-- Start --

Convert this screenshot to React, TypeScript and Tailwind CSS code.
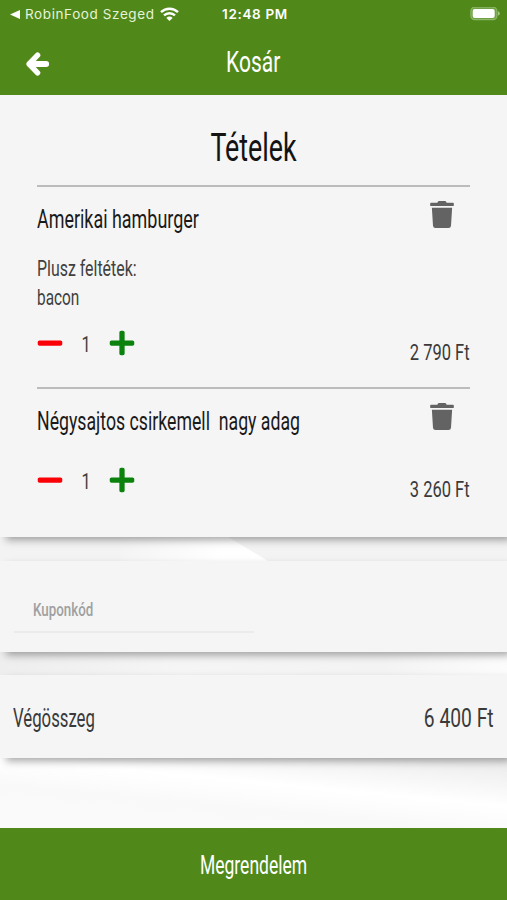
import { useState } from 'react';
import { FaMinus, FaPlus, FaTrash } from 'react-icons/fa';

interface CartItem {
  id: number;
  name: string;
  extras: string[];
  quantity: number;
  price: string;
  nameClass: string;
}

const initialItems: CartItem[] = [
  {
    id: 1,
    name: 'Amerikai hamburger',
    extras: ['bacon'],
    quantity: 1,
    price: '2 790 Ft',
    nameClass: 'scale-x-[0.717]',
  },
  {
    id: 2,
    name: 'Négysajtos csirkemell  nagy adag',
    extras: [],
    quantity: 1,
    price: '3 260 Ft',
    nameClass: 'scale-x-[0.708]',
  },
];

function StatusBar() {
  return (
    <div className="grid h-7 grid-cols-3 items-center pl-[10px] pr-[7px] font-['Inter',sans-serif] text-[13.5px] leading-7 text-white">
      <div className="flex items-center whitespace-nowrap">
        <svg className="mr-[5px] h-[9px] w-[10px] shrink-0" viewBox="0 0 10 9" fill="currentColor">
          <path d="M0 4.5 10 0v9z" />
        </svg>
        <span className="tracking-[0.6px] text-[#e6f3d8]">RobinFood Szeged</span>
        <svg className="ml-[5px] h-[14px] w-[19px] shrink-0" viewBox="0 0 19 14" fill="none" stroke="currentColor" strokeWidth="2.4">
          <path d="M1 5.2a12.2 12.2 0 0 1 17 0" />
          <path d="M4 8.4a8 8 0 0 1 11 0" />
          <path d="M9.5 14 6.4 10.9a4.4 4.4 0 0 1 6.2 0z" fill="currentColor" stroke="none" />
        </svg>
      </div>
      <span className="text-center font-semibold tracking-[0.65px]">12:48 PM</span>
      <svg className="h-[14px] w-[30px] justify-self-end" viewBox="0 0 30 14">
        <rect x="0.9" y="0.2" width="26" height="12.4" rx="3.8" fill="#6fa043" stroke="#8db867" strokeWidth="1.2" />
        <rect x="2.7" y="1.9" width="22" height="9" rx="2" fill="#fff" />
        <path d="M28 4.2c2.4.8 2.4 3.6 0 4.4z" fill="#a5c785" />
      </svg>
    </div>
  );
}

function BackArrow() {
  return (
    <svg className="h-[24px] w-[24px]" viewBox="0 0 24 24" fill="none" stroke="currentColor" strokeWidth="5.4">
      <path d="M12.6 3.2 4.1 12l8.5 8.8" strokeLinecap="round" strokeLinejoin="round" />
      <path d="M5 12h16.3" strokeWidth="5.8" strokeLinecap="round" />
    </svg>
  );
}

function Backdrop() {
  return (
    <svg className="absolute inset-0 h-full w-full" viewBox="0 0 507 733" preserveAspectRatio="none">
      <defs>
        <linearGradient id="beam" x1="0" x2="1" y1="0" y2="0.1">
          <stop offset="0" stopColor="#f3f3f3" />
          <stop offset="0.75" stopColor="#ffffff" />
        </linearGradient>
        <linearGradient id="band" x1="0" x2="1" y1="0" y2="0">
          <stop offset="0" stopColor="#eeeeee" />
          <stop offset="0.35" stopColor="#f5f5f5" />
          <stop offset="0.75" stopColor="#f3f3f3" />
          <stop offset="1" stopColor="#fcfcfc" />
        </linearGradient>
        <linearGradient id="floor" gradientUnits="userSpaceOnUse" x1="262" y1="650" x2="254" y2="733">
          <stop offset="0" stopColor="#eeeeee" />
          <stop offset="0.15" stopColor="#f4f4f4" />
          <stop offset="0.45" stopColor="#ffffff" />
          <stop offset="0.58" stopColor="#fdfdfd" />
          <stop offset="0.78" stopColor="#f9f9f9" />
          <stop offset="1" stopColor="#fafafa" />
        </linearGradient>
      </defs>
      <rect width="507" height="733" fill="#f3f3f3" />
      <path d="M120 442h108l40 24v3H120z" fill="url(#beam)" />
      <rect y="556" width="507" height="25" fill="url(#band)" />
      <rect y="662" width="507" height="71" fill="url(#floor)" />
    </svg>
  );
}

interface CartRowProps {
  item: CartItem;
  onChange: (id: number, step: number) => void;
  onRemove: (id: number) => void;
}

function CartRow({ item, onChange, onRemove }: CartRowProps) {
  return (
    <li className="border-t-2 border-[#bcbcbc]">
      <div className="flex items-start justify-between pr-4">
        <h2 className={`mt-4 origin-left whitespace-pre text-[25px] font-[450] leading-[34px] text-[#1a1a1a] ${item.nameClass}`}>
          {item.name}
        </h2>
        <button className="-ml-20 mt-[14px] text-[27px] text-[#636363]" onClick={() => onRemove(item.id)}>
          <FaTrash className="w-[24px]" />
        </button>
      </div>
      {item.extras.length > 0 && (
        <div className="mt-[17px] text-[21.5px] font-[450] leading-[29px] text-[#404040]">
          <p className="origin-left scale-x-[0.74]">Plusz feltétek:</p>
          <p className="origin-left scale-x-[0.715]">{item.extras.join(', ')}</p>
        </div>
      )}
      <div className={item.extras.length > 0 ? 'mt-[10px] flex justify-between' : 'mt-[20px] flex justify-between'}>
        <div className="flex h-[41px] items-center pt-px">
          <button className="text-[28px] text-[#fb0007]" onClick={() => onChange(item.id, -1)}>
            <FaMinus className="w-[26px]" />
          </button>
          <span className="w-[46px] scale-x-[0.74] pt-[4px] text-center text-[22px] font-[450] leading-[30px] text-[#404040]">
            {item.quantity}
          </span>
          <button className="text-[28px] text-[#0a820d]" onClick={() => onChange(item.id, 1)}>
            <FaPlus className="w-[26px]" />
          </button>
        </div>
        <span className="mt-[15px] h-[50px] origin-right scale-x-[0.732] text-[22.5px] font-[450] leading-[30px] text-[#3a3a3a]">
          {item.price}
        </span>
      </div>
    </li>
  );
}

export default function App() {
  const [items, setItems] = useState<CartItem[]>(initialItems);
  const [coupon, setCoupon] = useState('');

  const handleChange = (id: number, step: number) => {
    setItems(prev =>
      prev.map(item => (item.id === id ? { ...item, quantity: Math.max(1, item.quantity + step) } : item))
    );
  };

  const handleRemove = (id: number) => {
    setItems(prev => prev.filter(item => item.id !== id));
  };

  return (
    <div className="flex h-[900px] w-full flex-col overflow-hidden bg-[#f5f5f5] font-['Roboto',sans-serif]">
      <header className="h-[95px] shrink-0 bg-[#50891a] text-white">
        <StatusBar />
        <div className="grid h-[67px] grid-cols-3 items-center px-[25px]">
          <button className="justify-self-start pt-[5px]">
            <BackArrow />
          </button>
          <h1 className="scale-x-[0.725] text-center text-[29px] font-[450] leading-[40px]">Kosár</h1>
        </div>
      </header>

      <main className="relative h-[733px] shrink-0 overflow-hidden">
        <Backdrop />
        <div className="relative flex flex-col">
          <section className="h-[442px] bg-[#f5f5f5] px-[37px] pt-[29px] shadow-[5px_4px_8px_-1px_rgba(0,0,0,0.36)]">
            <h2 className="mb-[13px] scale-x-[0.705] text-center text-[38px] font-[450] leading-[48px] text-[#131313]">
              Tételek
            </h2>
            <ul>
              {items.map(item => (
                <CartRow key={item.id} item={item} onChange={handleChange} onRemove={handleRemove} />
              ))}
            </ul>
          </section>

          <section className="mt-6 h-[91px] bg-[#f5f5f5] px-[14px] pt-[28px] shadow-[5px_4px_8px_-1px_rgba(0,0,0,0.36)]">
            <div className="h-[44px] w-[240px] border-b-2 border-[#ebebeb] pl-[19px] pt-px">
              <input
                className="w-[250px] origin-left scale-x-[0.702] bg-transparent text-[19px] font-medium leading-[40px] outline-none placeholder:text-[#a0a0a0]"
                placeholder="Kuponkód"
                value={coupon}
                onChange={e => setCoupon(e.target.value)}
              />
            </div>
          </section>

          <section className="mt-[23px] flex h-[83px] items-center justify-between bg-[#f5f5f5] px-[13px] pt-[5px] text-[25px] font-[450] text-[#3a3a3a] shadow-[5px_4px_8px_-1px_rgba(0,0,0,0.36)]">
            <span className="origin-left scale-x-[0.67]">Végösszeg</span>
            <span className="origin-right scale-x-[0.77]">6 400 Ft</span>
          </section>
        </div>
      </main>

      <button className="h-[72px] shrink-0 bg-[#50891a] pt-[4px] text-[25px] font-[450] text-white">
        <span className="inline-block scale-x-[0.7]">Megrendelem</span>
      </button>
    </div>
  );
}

-- End --

▶ _Challenge_
Restate each line from the start of the listing through the line bearing "FaMinus, FaPlus, FaTrash" word for word. Drop the pictures.

▶ _Task response_
Convert this screenshot to React, TypeScript and Tailwind CSS code.
import { useState } from 'react';
import { FaMinus, FaPlus, FaTrash } from 'react-icons/fa';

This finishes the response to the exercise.